TASK DETAILS: Copy every line of the following data that includes the string "styles".
------ DATA LINES ------
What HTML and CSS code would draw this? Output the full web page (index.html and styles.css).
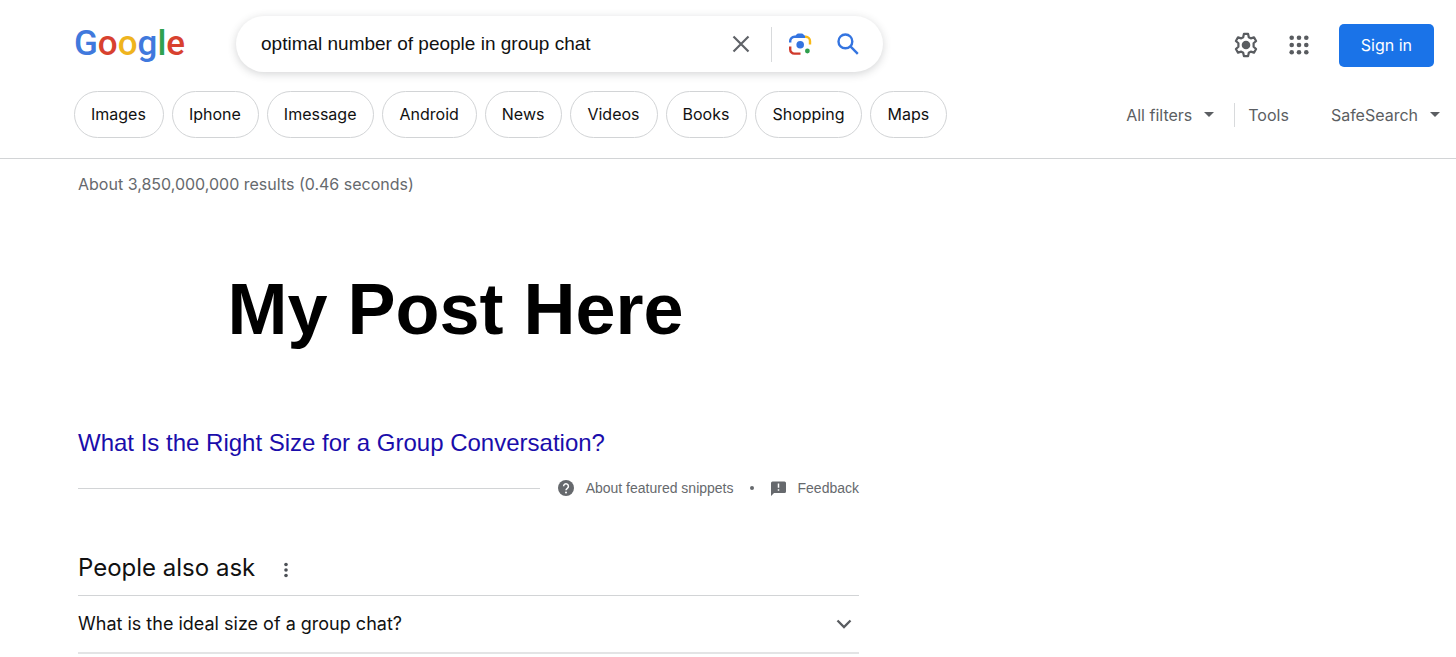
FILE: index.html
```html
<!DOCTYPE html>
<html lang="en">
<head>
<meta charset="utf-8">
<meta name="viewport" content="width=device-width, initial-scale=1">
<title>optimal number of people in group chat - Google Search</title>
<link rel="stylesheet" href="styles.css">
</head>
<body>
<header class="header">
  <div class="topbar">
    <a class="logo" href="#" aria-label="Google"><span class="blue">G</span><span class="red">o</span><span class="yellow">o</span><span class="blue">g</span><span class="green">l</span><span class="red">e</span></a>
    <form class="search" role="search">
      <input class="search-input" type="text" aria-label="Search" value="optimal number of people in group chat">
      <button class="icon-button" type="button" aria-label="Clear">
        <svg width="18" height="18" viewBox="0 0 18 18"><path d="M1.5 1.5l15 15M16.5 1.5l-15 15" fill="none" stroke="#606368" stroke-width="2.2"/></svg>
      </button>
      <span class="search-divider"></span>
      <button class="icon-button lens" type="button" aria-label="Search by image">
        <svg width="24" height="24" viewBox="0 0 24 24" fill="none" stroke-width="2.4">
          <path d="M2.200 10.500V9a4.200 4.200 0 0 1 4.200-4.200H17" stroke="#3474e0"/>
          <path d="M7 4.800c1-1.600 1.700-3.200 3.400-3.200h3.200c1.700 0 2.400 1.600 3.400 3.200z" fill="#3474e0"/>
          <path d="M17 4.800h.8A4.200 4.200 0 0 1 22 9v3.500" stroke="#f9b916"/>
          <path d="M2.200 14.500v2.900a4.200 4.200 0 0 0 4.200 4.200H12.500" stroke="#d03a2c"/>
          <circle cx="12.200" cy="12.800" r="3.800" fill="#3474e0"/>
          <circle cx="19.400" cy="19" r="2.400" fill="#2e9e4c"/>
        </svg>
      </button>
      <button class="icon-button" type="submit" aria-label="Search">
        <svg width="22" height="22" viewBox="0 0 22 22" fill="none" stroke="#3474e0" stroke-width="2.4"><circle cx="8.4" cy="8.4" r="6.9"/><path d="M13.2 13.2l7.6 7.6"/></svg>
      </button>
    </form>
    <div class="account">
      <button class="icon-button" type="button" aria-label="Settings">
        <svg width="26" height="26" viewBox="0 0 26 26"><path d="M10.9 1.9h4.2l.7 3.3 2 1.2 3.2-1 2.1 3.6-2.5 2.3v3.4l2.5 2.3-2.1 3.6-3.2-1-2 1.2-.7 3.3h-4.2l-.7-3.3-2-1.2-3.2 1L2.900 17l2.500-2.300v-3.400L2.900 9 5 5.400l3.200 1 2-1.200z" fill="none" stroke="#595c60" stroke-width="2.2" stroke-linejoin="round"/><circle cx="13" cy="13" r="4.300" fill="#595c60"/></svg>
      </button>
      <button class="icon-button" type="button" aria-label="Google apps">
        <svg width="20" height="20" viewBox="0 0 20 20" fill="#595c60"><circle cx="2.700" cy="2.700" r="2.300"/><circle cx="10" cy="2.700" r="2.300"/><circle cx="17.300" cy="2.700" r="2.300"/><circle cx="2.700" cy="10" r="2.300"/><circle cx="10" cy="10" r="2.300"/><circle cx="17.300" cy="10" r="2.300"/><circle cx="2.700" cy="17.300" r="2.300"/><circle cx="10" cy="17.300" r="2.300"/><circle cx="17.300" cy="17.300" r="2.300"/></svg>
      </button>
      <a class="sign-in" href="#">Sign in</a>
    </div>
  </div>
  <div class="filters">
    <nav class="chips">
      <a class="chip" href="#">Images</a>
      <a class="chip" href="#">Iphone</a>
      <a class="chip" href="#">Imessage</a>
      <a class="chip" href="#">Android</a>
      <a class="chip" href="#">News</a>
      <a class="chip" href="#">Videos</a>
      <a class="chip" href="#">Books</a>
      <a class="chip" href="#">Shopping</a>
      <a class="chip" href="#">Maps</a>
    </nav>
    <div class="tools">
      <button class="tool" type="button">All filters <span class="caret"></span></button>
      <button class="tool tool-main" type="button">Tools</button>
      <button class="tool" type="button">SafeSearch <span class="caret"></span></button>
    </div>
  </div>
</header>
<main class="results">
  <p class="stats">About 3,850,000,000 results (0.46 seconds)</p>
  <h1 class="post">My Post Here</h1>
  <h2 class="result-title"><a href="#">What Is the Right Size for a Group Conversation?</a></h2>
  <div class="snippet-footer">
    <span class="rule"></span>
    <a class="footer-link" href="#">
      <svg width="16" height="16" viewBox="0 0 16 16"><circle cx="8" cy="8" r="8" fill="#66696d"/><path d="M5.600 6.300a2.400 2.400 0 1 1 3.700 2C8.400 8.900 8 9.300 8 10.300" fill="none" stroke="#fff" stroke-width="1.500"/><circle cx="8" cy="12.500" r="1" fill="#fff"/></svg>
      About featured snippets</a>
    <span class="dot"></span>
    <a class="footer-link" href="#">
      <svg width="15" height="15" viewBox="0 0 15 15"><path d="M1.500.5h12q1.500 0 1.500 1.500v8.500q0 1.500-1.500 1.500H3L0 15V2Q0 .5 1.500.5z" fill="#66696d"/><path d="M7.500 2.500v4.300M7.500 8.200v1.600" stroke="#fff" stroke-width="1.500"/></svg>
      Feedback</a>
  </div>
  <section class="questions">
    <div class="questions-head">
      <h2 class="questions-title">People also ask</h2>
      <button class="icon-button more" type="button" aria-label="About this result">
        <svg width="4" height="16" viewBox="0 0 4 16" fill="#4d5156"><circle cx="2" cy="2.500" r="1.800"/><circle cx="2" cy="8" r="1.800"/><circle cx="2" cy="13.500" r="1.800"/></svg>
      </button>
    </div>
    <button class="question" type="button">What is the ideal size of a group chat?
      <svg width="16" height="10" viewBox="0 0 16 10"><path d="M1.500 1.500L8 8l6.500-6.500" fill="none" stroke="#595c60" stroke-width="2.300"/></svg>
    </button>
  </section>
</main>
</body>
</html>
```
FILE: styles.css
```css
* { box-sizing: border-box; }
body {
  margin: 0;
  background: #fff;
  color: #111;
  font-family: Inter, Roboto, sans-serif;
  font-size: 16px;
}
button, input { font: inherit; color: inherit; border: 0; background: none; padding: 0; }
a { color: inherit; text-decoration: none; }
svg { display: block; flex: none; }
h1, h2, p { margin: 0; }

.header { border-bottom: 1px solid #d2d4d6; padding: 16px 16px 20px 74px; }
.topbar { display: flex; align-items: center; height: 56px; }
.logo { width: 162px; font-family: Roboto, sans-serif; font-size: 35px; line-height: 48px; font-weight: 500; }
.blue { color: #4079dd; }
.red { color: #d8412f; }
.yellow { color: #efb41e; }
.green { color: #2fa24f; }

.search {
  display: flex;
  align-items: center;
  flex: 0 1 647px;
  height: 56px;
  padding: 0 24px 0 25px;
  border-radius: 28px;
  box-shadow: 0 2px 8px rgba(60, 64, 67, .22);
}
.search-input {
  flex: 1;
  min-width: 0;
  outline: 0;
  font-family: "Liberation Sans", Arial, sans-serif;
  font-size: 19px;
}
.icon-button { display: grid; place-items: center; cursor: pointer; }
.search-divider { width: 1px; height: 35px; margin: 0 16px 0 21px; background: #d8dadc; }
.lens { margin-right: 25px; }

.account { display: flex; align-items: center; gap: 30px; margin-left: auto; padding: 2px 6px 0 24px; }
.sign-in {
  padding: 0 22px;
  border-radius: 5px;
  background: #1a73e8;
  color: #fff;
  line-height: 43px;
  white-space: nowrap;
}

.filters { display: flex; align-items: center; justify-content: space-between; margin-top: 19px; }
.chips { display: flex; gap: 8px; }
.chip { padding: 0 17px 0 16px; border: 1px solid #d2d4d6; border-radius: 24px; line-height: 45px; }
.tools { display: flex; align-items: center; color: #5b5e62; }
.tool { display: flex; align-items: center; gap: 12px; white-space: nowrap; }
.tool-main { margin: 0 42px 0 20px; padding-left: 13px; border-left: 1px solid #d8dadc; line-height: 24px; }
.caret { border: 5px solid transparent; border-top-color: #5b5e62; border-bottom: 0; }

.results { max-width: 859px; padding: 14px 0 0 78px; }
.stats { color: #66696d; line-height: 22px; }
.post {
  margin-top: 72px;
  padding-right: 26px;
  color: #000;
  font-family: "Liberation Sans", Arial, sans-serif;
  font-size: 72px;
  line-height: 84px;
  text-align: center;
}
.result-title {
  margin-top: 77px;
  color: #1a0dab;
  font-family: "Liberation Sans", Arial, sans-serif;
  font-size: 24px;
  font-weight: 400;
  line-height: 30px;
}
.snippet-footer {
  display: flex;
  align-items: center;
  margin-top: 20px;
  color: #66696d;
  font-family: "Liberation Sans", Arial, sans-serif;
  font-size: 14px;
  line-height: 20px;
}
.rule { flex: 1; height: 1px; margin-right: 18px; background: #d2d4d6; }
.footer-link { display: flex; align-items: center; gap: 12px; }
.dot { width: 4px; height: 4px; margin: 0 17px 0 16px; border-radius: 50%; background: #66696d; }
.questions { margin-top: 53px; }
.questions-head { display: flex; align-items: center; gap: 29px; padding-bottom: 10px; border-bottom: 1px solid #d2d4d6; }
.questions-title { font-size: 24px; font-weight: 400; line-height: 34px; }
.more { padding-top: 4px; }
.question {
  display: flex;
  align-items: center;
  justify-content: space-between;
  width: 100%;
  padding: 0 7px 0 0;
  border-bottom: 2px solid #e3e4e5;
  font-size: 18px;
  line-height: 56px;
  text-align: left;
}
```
------
SOLUTION FOR THIS EXERCISE:
What HTML and CSS code would draw this? Output the full web page (index.html and styles.css).
<link rel="stylesheet" href="styles.css">
FILE: styles.css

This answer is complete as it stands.